All the facts required to solve the LP problem are represented in the tableau: the current solution values on the right, the substitution ratios of each variable for the others in the tableau body, and the net profit contribution for increasing the value of each variable on the bottom.

As we mentioned earlier, the simplex method works by moving from one corner of the feasible region to an adjacent corner. The first tableau represents corner a at the origin in Figure T5-2, because we have X1 = 0, X2 = 0, in the tableau. All three constraints have slack in them (X3 = 120, X4 = 9, and X5 = 24) at the origin. There are only two possible ways to move from the origin to an adjacent extreme point without ``cutting across'' the feasible region. One way to move is to increase X1 until we reach corner d, at a value of X1 = 4. At this point, we will also have X3 = 0, since there will no longer be slack in constraint number 1. The other adjacent extreme point can be reached by increasing X2 until X2 = 4 at corner e. In this case X5 = 0, since constraint 3 no longer has slack.

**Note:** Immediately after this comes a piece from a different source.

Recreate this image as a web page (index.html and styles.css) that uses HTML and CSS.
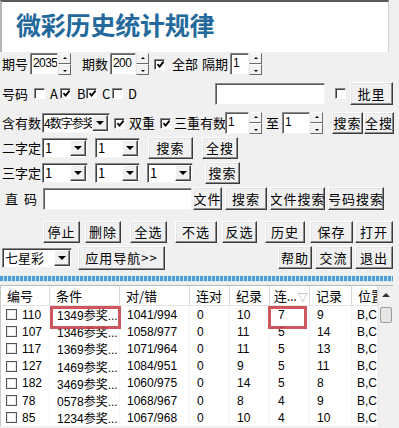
FILE: index.html
```html
<!DOCTYPE html>
<html lang="zh">
<head>
<meta charset="utf-8">
<title>微彩历史统计规律</title>
<link rel="stylesheet" href="styles.css">
</head>
<body>
<div class="app">
  <div class="header"><div class="title">微彩历史统计规律</div></div>

  <div class="row r1">
    <span class="lbl ml-2 w-28">期号</span>
    <div class="spin w-41"><span class="field">2035</span><span class="sbtns"><i class="sb up"></i><i class="sb dn"></i></span></div>
    <span class="lbl ml-11 w-28">期数</span>
    <div class="spin w-39"><span class="field">200</span><span class="sbtns"><i class="sb up"></i><i class="sb dn"></i></span></div>
    <span class="cb on ml-5"><svg viewBox="0 0 9 9"><path d="M1.5 4.2 L3.6 6.5 L7.6 1.6"/></svg></span>
    <span class="lbl ml-7 w-30">全部</span>
    <span class="lbl w-28">隔期</span>
    <div class="spin w-32"><span class="field">1</span><span class="sbtns"><i class="sb up"></i><i class="sb dn"></i></span></div>
  </div>

  <div class="row r2">
    <span class="lbl ml-2 w-28">号码</span>
    <span class="cb ml-4"></span>
    <span class="lbl ml-5 w-10">A</span>
    <span class="cb on"><svg viewBox="0 0 9 9"><path d="M1.5 4.2 L3.6 6.5 L7.6 1.6"/></svg></span>
    <span class="lbl ml-6 w-9">B</span>
    <span class="cb on"><svg viewBox="0 0 9 9"><path d="M1.5 4.2 L3.6 6.5 L7.6 1.6"/></svg></span>
    <span class="lbl ml-5 w-10">C</span>
    <span class="cb"></span>
    <span class="lbl ml-5 w-10">D</span>
    <span class="field input ml-77 w-110 h-21"></span>
    <span class="cb ml-10"></span>
    <span class="btn ml-4 w-43 h-23">批里</span>
  </div>

  <div class="row r3">
    <span class="lbl ml-2 w-40">含有数</span>
    <div class="combo w-68"><span class="ctext small">4数字参奖</span><span class="dd"><i class="tri"></i></span></div>
    <span class="cb on ml-4"><svg viewBox="0 0 9 9"><path d="M1.5 4.2 L3.6 6.5 L7.6 1.6"/></svg></span>
    <span class="lbl ml-4 w-31">双重</span>
    <span class="cb on"><svg viewBox="0 0 9 9"><path d="M1.5 4.2 L3.6 6.5 L7.6 1.6"/></svg></span>
    <span class="lbl ml-3 w-51">三重有数</span>
    <div class="spin w-37"><span class="field">1</span><span class="sbtns"><i class="sb up"></i><i class="sb dn"></i></span></div>
    <span class="lbl ml-4 w-16">至</span>
    <div class="spin w-41"><span class="field">1</span><span class="sbtns"><i class="sb up"></i><i class="sb dn"></i></span></div>
    <span class="btn ml-9 w-31 h-22">搜索</span>
    <span class="btn ml-1 w-30 h-22">全搜</span>
  </div>

  <div class="row r4">
    <span class="lbl ml-2 w-40">二字定</span>
    <div class="combo w-46"><span class="ctext">1</span><span class="dd"><i class="tri"></i></span></div>
    <div class="combo ml-7 w-45"><span class="ctext">1</span><span class="dd"><i class="tri"></i></span></div>
    <span class="btn ml-8 w-45 h-22">搜索</span>
    <span class="btn ml-9 w-36 h-22">全搜</span>
  </div>

  <div class="row r5">
    <span class="lbl ml-2 w-40">三字定</span>
    <div class="combo w-46"><span class="ctext">1</span><span class="dd"><i class="tri"></i></span></div>
    <div class="combo ml-7 w-45"><span class="ctext">1</span><span class="dd"><i class="tri"></i></span></div>
    <div class="combo ml-7 w-46"><span class="ctext">1</span><span class="dd"><i class="tri"></i></span></div>
    <span class="btn ml-12 w-35 h-22">搜索</span>
  </div>

  <div class="row r6">
    <span class="lbl ml-5 w-38 zm">直 码</span>
    <span class="field input w-149 h-22"></span>
    <span class="btn ml-1 w-29 h-23">文件</span>
    <span class="btn ml-3 w-42 h-23">搜索</span>
    <span class="btn ml-3 w-55 h-23">文件搜索</span>
    <span class="btn ml-3 w-56 h-23">号码搜索</span>
  </div>

  <div class="row r7">
    <span class="btn ml-43 w-37 h-22">停止</span>
    <span class="btn ml-5 w-36 h-22">删除</span>
    <span class="btn ml-9 w-37 h-22">全选</span>
    <span class="btn ml-8 w-42 h-22">不选</span>
    <span class="btn ml-5 w-35 h-22">反选</span>
    <span class="btn ml-8 w-40 h-22">历史</span>
    <span class="btn ml-5 w-43 h-22">保存</span>
    <span class="btn ml-2 w-38 h-22">打开</span>
  </div>

  <div class="row r8">
    <div class="combo ml-2 w-70 h-19"><span class="ctext">七星彩</span><span class="dd"><i class="tri"></i></span></div>
    <span class="btn ml-6 w-87 h-24">应用导航&gt;&gt;</span>
    <span class="btn ml-113 w-34 h-23">帮助</span>
    <span class="btn ml-3 w-37 h-23">交流</span>
    <span class="btn ml-3 w-38 h-23">退出</span>
  </div>

  <div class="strip"></div>

  <div class="grid">
    <div class="list">
      <div class="thead">
        <span class="c1">编号</span><span class="c2">条件</span><span class="c3">对/错</span><span class="c4">连对</span><span class="c5">纪录</span><span class="c6">连...<i class="sort">▽</i></span><span class="c7">记录</span><span class="c8">位置</span>
      </div>
      <div class="tr"><span class="c1"><i class="tcb"></i>110</span><span class="c2">1349参奖...</span><span class="c3">1041/994</span><span class="c4">0</span><span class="c5">10</span><span class="c6">7</span><span class="c7">9</span><span class="c8">B,C</span></div>
      <div class="tr"><span class="c1"><i class="tcb"></i>107</span><span class="c2">1346参奖...</span><span class="c3">1058/977</span><span class="c4">0</span><span class="c5">11</span><span class="c6">5</span><span class="c7">14</span><span class="c8">B,C</span></div>
      <div class="tr"><span class="c1"><i class="tcb"></i>117</span><span class="c2">1369参奖...</span><span class="c3">1071/964</span><span class="c4">0</span><span class="c5">11</span><span class="c6">5</span><span class="c7">13</span><span class="c8">B,C</span></div>
      <div class="tr"><span class="c1"><i class="tcb"></i>127</span><span class="c2">1469参奖...</span><span class="c3">1084/951</span><span class="c4">0</span><span class="c5">9</span><span class="c6">5</span><span class="c7">11</span><span class="c8">B,C</span></div>
      <div class="tr"><span class="c1"><i class="tcb"></i>182</span><span class="c2">3469参奖...</span><span class="c3">1060/975</span><span class="c4">0</span><span class="c5">14</span><span class="c6">5</span><span class="c7">8</span><span class="c8">B,C</span></div>
      <div class="tr"><span class="c1"><i class="tcb"></i>78</span><span class="c2">0578参奖...</span><span class="c3">1068/967</span><span class="c4">0</span><span class="c5">8</span><span class="c6">4</span><span class="c7">9</span><span class="c8">B,C</span></div>
      <div class="tr"><span class="c1"><i class="tcb"></i>85</span><span class="c2">1234参奖...</span><span class="c3">1067/968</span><span class="c4">0</span><span class="c5">10</span><span class="c6">4</span><span class="c7">10</span><span class="c8">B,C</span></div>
    </div>
    <div class="vscroll"><i class="uparr"></i><i class="thumb"></i></div>
    <div class="mark m1"></div>
    <div class="mark m2"></div>
  </div>
</div>
</body>
</html>
```

FILE: styles.css
```css
* { box-sizing: border-box; margin: 0; padding: 0; }
html, body { margin: 0; background: #f0f0f0; }
body {
  width: 399px; height: 428px; overflow: hidden;
  font-family: "Noto Sans CJK SC", "Liberation Sans", sans-serif;
  font-size: 13px; color: #000;
}
.app { position: relative; width: 399px; height: 428px; background: #f0f0f0; }

.header {
  height: 52px; width: 389px; background: #fff;
  border-top: 2px solid #5a5a5a; border-left: 2px solid #b5b5b5; border-right: 1px solid #cfcfcf;
  padding: 7px 0 0 14px;
}
.title {
  font-size: 25px; font-weight: bold; line-height: 31px; color: #23699c;
  letter-spacing: -0.2px;
}

.row { display: flex; align-items: center; white-space: nowrap; }
.r1 { height: 22px; margin-top: 1px; }
.r2 { height: 23px; margin-top: 7px; }
.r3 { height: 22px; margin-top: 7px; }
.r4 { height: 22px; margin-top: 3px; }
.r5 { height: 23px; margin-top: 2px; }
.r6 { height: 23px; margin-top: 3px; }
.r7 { height: 22px; margin-top: 11px; }
.r8 { height: 25px; margin-top: 2px; }

.lbl { display: block; line-height: 16px; flex: none; }
.zm { word-spacing: 3px; }

/* utility sizes */
.ml-1{margin-left:1px}.ml-2{margin-left:2px}.ml-3{margin-left:3px}.ml-4{margin-left:4px}.ml-5{margin-left:5px}
.ml-6{margin-left:6px}.ml-7{margin-left:7px}.ml-8{margin-left:8px}.ml-9{margin-left:9px}.ml-10{margin-left:10px}
.ml-11{margin-left:11px}.ml-12{margin-left:12px}.ml-43{margin-left:43px}.ml-77{margin-left:77px}.ml-113{margin-left:113px}
.w-9{width:9px}.w-10{width:10px}.w-16{width:16px}.w-28{width:28px}.w-29{width:29px}.w-30{width:30px}.w-31{width:31px}
.w-32{width:32px}.w-34{width:34px}.w-35{width:35px}.w-36{width:36px}.w-37{width:37px}.w-38{width:38px}.w-39{width:39px}
.w-40{width:40px}.w-41{width:41px}.w-42{width:42px}.w-43{width:43px}.w-45{width:45px}.w-46{width:46px}.w-51{width:51px}
.w-55{width:55px}.w-56{width:56px}.w-68{width:68px}.w-70{width:70px}.w-87{width:87px}.w-110{width:110px}.w-149{width:149px}
.h-19{height:19px}.h-21{height:21px}.h-22{height:22px}.h-23{height:23px}.h-24{height:24px}

/* sunken field */
.field {
  display: block; background: #fff; height: 22px;
  border: 1px solid; border-color: #8a8a8a #f4f4f4 #f4f4f4 #8a8a8a;
  box-shadow: inset 1px 1px 0 #5a5a5a;
  font-family: "Liberation Sans", sans-serif; font-size: 12px; letter-spacing: -0.6px; line-height: 19px;
  padding-left: 2px; overflow: hidden; flex: none; white-space: nowrap;
}
.input { flex: none; }

.spin { display: flex; height: 22px; flex: none; }
.spin .field { flex: 1; width: auto; }
.sbtns { display: flex; flex-direction: column; width: 13px; flex: none; }
.sb {
  display: block; position: relative; height: 11px; background: #f2f2f2;
  border: 1px solid; border-color: #fff #6a6a6a #6a6a6a #e6e6e6;
}
.sb::after {
  content: ""; position: absolute; left: 50%; top: 50%; margin-left: -2px;
  border-left: 2px solid transparent; border-right: 2px solid transparent;
}
.sb.up::after { margin-top: -2px; border-bottom: 2px solid #000; }
.sb.dn::after { margin-top: 0; border-top: 2px solid #000; }

/* checkbox */
.cb {
  display: block; width: 11px; height: 11px; flex: none; background: #fff;
  border: 1px solid; border-color: #888 #fff #fff #888;
  box-shadow: inset 1px 1px 0 #404040;
  position: relative;
}
.cb svg { position: absolute; left: 1px; top: 0px; width: 9px; height: 9px; }
.cb svg path { fill: none; stroke: #000; stroke-width: 1.8; }

/* combo */
.combo {
  display: flex; height: 20px; flex: none; background: #fff;
  border: 1px solid; border-color: #888 #f4f4f4 #f4f4f4 #888;
  box-shadow: inset 1px 1px 0 #404040;
}
.ctext { flex: 1; padding-left: 2px; line-height: 17px; overflow: hidden; white-space: nowrap; font-size: 13px; }
.ctext.small { font-size: 12px; letter-spacing: -1px; padding-left: 1px; }
.dd {
  width: 16px; flex: none; margin: 1px 1px 1px 0; background: #f0f0f0;
  border: 1px solid; border-color: #fff #404040 #404040 #fff;
  box-shadow: inset -1px -1px 0 #8a8a8a;
  display: flex; align-items: center; justify-content: center;
}
.tri {
  display: block; width: 0; height: 0;
  border-left: 4px solid transparent; border-right: 4px solid transparent;
  border-top: 4px solid #000;
}

/* raised button */
.btn {
  display: flex; align-items: center; justify-content: center; flex: none;
  background: #f0f0f0; overflow: hidden;
  border: 1px solid; border-color: #fff #3c3c3c #3c3c3c #fff;
  box-shadow: inset -1px -1px 0 #8c8c8c, inset 1px 1px 0 #e4e4e4;
  font-size: 13px; letter-spacing: 1px; line-height: 16px;
}

/* progress strip */
.strip {
  margin-top: 5px; height: 7px; width: 393px;
  background:
    repeating-linear-gradient(90deg, #4b9fd6 0 3px, #d3e6f2 3px 4px);
  border-top: 1px solid #dfe9f0; border-bottom: 1px solid #dfe9f0;
}

/* list view */
.grid {
  position: relative; margin-top: 3px; width: 393px; height: 141px;
  background: #fff; border-top: 1px solid #b9b9b9; border-left: 1px solid #c9c9c9;
  display: flex;
}
.list { width: 377px; flex: none; }
.thead, .tr { display: flex; }
.thead { height: 20px; border-bottom: 1px solid #e4e4e4; }
.thead span {
  display: block; border-right: 1px solid #dadada; padding-left: 6px;
  line-height: 19px; font-size: 13px; overflow: hidden; white-space: nowrap;
}
.thead .c6 { padding-left: 4px; letter-spacing: -0.3px; }
.sort { font-style: normal; color: #999; font-size: 10px; margin-left: 1px; }
.tr { height: 17.2px; }
.tr:first-of-type { margin-top: 1px; }
.tr span {
  display: flex; align-items: center; padding-left: 7px; overflow: hidden; white-space: nowrap;
  font-family: "Liberation Sans", "Noto Sans CJK SC", sans-serif; font-size: 12px;
  border-right: 1px dotted #ececec;
}
.tr .c1 { padding-left: 5px; }
.c1 { width: 49px; flex: none; }
.c2 { width: 70px; flex: none; }
.c3 { width: 70px; flex: none; }
.c4 { width: 40px; flex: none; }
.c5 { width: 40px; flex: none; }
.c6 { width: 40px; flex: none; }
.c7 { width: 42px; flex: none; }
.c8 { width: 26px; flex: none; }
.tr .c6 { padding-left: 8px; }
.tr .c8 { padding-left: 5px; }
.tcb {
  display: block; width: 11px; height: 11px; margin-right: 5px; flex: none;
  border: 1px solid #555; background: #fff; box-shadow: inset 0 0 0 1px #e8e8e8;
}

.vscroll {
  position: relative; width: 15px; flex: none; background: #f0f0f0;
  border-left: 1px solid #e8e8e8;
}
.uparr {
  position: absolute; left: 3px; top: 7px; width: 0; height: 0;
  border-left: 4px solid transparent; border-right: 4px solid transparent;
  border-bottom: 4px solid #333;
}
.thumb {
  position: absolute; left: 1px; top: 21px; width: 12px; height: 16px;
  background: #e6e6e6; border: 1px solid #9a9a9a; border-radius: 2px;
}

.mark {
  position: absolute; border: 3px solid #c8454b; opacity: 0.9;
}
.m1 { left: 49px; top: 20px; width: 71px; height: 23px; }
.m2 { left: 267px; top: 20px; width: 39px; height: 23px; }
```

The simplex method selects between these two options on the basis of the largest net profit contribution per unit (Cj - Zj). Since Cj - Zj is largest for X1, the simplex method will move to corner d by increasing X1 and simultaneously decreasing X3 to zero. In the language of the simplex method, X1 is introduced into the solution and X3 is removed from the solution, since its new value is zero.